Hodges' Model: Welcome to the QUAD: Recast: The NHS Future Forum's four workstreams

Hodges' model is a conceptual framework to support reflection and critical thinking. Situated, the model can help integrate all disciplines (academic and professional). Amid news items, are posts that illustrate the scope and application of the model. A bibliography and A4 template are provided in the sidebar. Welcome to the QUAD ...

Saturday, September 03, 2011

Recast: The NHS Future Forum's four workstreams

This week's Health Service Journal HSJ is in my laptop bag.

In last weeks issue (25 August 2011) was an editorial mention
and news item (p. 6-7) on the NHS Future Forum's four workstreams.
 Apparently, the new addition on a further round of consultation is integration. It may be new for this government and in this context, but the issue of integration has been on the policy table before. 
I've set the four workstreams within Hodges' model:

INTERPERSONAL : SCIENCES
SOCIOLOGY : POLITICAL
Education and training
Public (mental) health
IntegrationInformation


There is a lot of overlap, perhaps that is why integration proves so problematic? Yes, integration is SO political; there are budgets, management, teams, leadership... but it's SOCIAL! Professionals are socialised - trained into practice. Maybe that is the place to start - a mash-up?

Education and training are with the individual - the self. The same issue reports the "shocking" finding of staff who have had no professional development through their careers. Staff must be sufficiently motivated, engaged to seek professional development themselves.

Public health is social too, especially when it comes to non-academic transmission. Public health though relies on evidence - science, but let's not forget the inclusion of that mental component.

Information: so many people await the new information strategy. Despite decades of focus on information, information technology, the benefits of information for clinicians, commissioning there is still so much to learn and get right.
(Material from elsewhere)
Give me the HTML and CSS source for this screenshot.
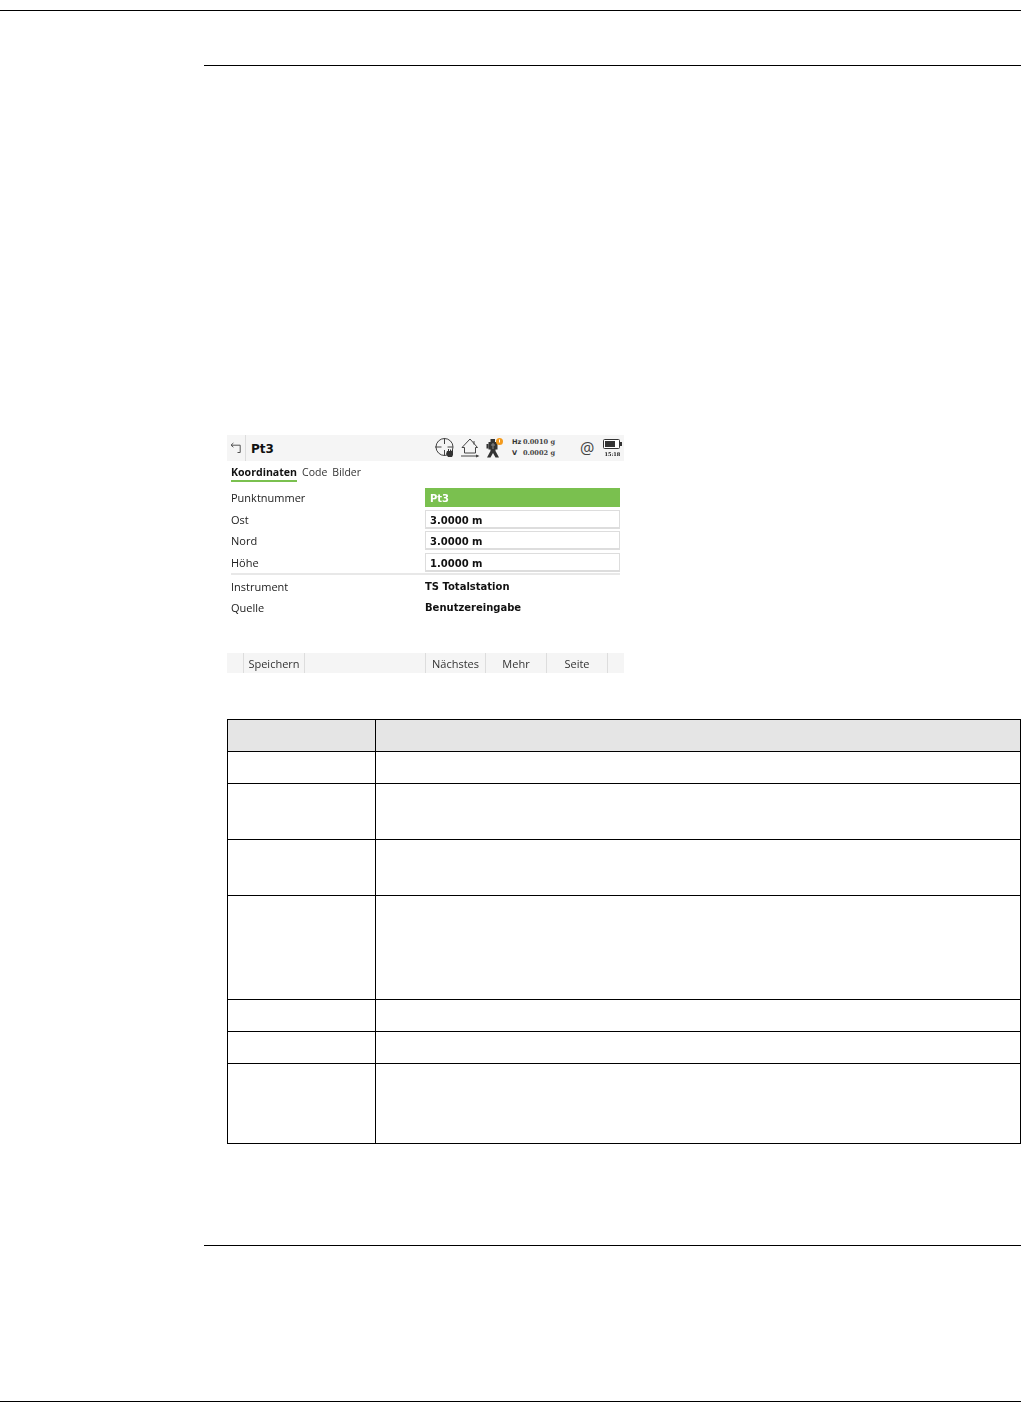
FILE: index.html
```html
<!DOCTYPE html>
<html lang="de">
<head>
<meta charset="utf-8">
<title>Pt3</title>
<link rel="stylesheet" href="styles.css">
</head>
<body>
<div class="page">
  <div class="top-rule"></div>
  <main class="content">
    <section class="screen">
      <header class="titlebar">
        <svg class="back-icon" width="12" height="12" viewBox="0 0 12 12"><path d="M1 3.200H10.200V10.500H7.500M1 3.200L3.400 1M1 3.200L3.400 5.200" fill="none" stroke="#555" stroke-width="1"/></svg>
        <h1 class="title">Pt3</h1>
        <div class="status">
          <svg class="ico-target" width="22" height="20" viewBox="0 0 22 20"><circle cx="9.500" cy="9" r="8.500" fill="none" stroke="#444" stroke-width="1"/><path d="M9.500 0V6M9.500 12V18M0 9H6.500M12.500 9H18" stroke="#444" stroke-width="1"/><path d="M12 13h1v-2h1v2h1v-1.500h1V13h1v-1h1v5l-1 2h-4l-2-3z" fill="#333"/></svg>
          <svg class="ico-home" width="20" height="20" viewBox="0 0 20 20"><path d="M2 9.500L10 1L17.500 9.500H15.500V15H4.500V9.500Z M14 3V6.500" fill="none" stroke="#444" stroke-width="1"/><path d="M1 18H18" stroke="#444" stroke-width="1"/><path d="M16 16.500L19.500 18L16 19.500Z" fill="#444"/></svg>
          <svg class="ico-station" width="20" height="20" viewBox="0 0 20 20"><path d="M4.500 1H9V4H11.500V11.500H9.500V13L13 19.500H9.500L7 15L4.500 19.500H1L4.500 13V11.500H2.500V4H4.500Z" fill="#333"/><rect x="0.500" y="6" width="2" height="4.500" fill="#333"/><path d="M7 5V11M5 7H9" stroke="#888" stroke-width="1"/><circle cx="13.500" cy="3.500" r="3.500" fill="#f39a1d"/><rect x="13" y="1.500" width="1" height="3" fill="#fff"/></svg>
          <div class="angles">
            <div class="angle"><span class="angle-label">Hz</span><span>0.0010 g</span></div>
            <div class="angle"><span class="angle-label">V</span><span>0.0002 g</span></div>
          </div>
          <span class="at">@</span>
          <div class="battery-box">
            <svg width="19" height="10" viewBox="0 0 19 10"><rect x="0.500" y="0.500" width="16" height="9" rx="1" fill="#fff" stroke="#333"/><rect x="2" y="2" width="10" height="6" fill="#333"/><rect x="17" y="3" width="2" height="4" fill="#333"/></svg>
            <span class="clock">15:18</span>
          </div>
        </div>
      </header>
      <nav class="tabs">
        <span class="tab tab-active">Koordinaten</span>
        <span class="tab">Code</span>
        <span class="tab">Bilder</span>
      </nav>
      <div class="form">
        <div class="row"><span class="label">Punktnummer</span><span class="field field-active">Pt3</span></div>
        <div class="row"><span class="label">Ost</span><span class="field">3.0000 m</span></div>
        <div class="row"><span class="label">Nord</span><span class="field">3.0000 m</span></div>
        <div class="row"><span class="label">Höhe</span><span class="field">1.0000 m</span></div>
      </div>
      <div class="separator"></div>
      <div class="info">
        <div class="row"><span class="label">Instrument</span><span class="value">TS Totalstation</span></div>
        <div class="row"><span class="label">Quelle</span><span class="value">Benutzereingabe</span></div>
      </div>
      <footer class="softkeys">
        <span class="key key-save">Speichern</span>
        <span class="key-gap"></span>
        <span class="key key-next">Nächstes</span>
        <span class="key">Mehr</span>
        <span class="key">Seite</span>
      </footer>
    </section>
    <table class="params">
      <colgroup><col class="col-a"><col class="col-b"></colgroup>
      <thead><tr class="r-head"><th></th><th></th></tr></thead>
      <tbody>
        <tr class="r-1"><td></td><td></td></tr>
        <tr class="r-2"><td></td><td></td></tr>
        <tr class="r-2"><td></td><td></td></tr>
        <tr class="r-4"><td></td><td></td></tr>
        <tr class="r-1"><td></td><td></td></tr>
        <tr class="r-1"><td></td><td></td></tr>
        <tr class="r-3"><td></td><td></td></tr>
      </tbody>
    </table>
    <div class="content-rule"></div>
  </main>
  <div class="bottom-rule"></div>
</div>
</body>
</html>
```
FILE: styles.css
```css
* { box-sizing: border-box; }
html, body { margin: 0; padding: 0; background: #fff; }
body { font-family: "Open Sans", "Liberation Sans", sans-serif; color: #111; }
.page { width: 1021px; height: 1402px; overflow: hidden; display: flex; flex-direction: column; padding-top: 10px; }
.top-rule { border-top: 1px solid #000; }
.bottom-rule { border-top: 1px solid #000; margin-top: auto; }
.content { margin: 54px 0 0 204px; border-top: 1px solid #000; padding-top: 369px; }
.content-rule { border-top: 1px solid #000; margin-top: 101px; }

.screen { margin-left: 23px; width: 397px; height: 238px; display: flex; flex-direction: column; font-size: 11px; filter: blur(0.25px); }
.titlebar { height: 26px; background: #f5f5f5; display: flex; align-items: center; padding-left: 3px; flex: none; }
.back-icon { flex: none; margin-right: 3px; }
.title { margin: 0; padding-left: 5px; border-left: 1px solid #ddd; height: 26px; line-height: 28px; font-size: 12px; font-weight: 700; font-family: "DejaVu Sans", sans-serif; }
.status { margin-left: 161px; display: flex; align-items: center; flex: none; }
.ico-target { margin-right: 3px; }
.ico-home { margin-right: 6px; }
.ico-station { margin-right: 6px; }
.angles { width: 68px; font-family: "DejaVu Serif", serif; font-size: 6.600px; font-weight: 700; line-height: 11px; color: #444; }
.angle { display: flex; gap: 1px; }
.angle-label { width: 10px; font-family: "DejaVu Sans", sans-serif; font-weight: 700; color: #333; }
.at { font-size: 16px; color: #444; line-height: 20px; width: 16px; margin-right: 7px; }
.battery-box { display: flex; flex-direction: column; align-items: center; line-height: 7px; }
.clock { font-family: "DejaVu Serif", serif; font-size: 5px; font-weight: 700; margin-top: 2px; }

.tabs { display: flex; gap: 5px; padding: 4px 0 0 4px; height: 27px; flex: none; line-height: 15px; align-items: baseline; }
.tab { height: 17px; font-size: 10.500px; color: #333; }
.tab-active { font-size: 10.600px; font-weight: 700; color: #111; border-bottom: 2px solid #7ac04f; }

.form { display: flex; flex-direction: column; gap: 2.650px; flex: none; }
.row { display: grid; grid-template-columns: 194px 195px; padding-left: 4px; align-items: center; height: 19px; }
.label { color: #222; }
.field { height: 19px; line-height: 19px; padding-left: 4px; border: 1px solid #ddd; border-bottom-width: 2px; font-family: "DejaVu Sans", sans-serif; font-size: 10px; font-weight: 700; color: #111; }
.field-active { border: 0; background: #7ac04f; color: #fff; line-height: 21px; padding-left: 5px; }
.separator { height: 2px; background: #e8e8e8; margin: 1.500px 4px 1.500px; flex: none; }
.info { display: flex; flex-direction: column; gap: 2.500px; }
.value { font-family: "DejaVu Sans", sans-serif; font-size: 10px; font-weight: 700; color: #111; }

.softkeys { margin-top: auto; height: 20px; background: #f5f5f5; display: flex; align-items: center; padding-left: 16px; flex: none; line-height: 22px; font-size: 11px; color: #333; }
.key { width: 61px; height: 20px; text-align: center; border-right: 1px solid #ddd; }
.key-save { width: 62px; border-left: 1px solid #ddd; }
.key-gap { width: 121px; border-right: 1px solid #ddd; height: 20px; }
.key-next { width: 60px; }

.params { margin: 46px 0 0 23px; width: 794px; border-collapse: separate; border-spacing: 0; table-layout: fixed; }
.col-a { width: 149px; }
.col-b { width: 645px; }
.params th, .params td { padding: 0; border-right: 1px solid #000; border-bottom: 1px solid #000; }
.params th:first-child, .params td:first-child { border-left: 1px solid #000; }
.params th { border-top: 1px solid #000; background: #e5e5e5; }
.r-head { height: 33px; }
.r-1 { height: 32px; }
.r-2 { height: 56px; }
.r-3 { height: 80px; }
.r-4 { height: 104px; }
```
It isn't that the three domains of SCIENCES (medicine, nursing), INTERPERSONAL (mental health, learning disability) and SOCIOLOGY (social care, social work) seek to surround and confound the POLITICAL (managers, policy makers). The ongoing challenges highlight the sheer complexity of it all. It also illustrates the immaturity of our knowledge and lack of understanding of this stuff that is information. This next week I am looking forward not only to giving a brief presentation on h2cm and engaging with information, but listening to a very varied interdisciplinary programme:

The Difference that Makes a Difference:
an interdisciplinary workshop on information and technology
The Open University, Milton Keynes, UK

If the strategy groups need a tool to help them find and integrate answers to the big questions might I suggest they adopt a suitably scalable framework.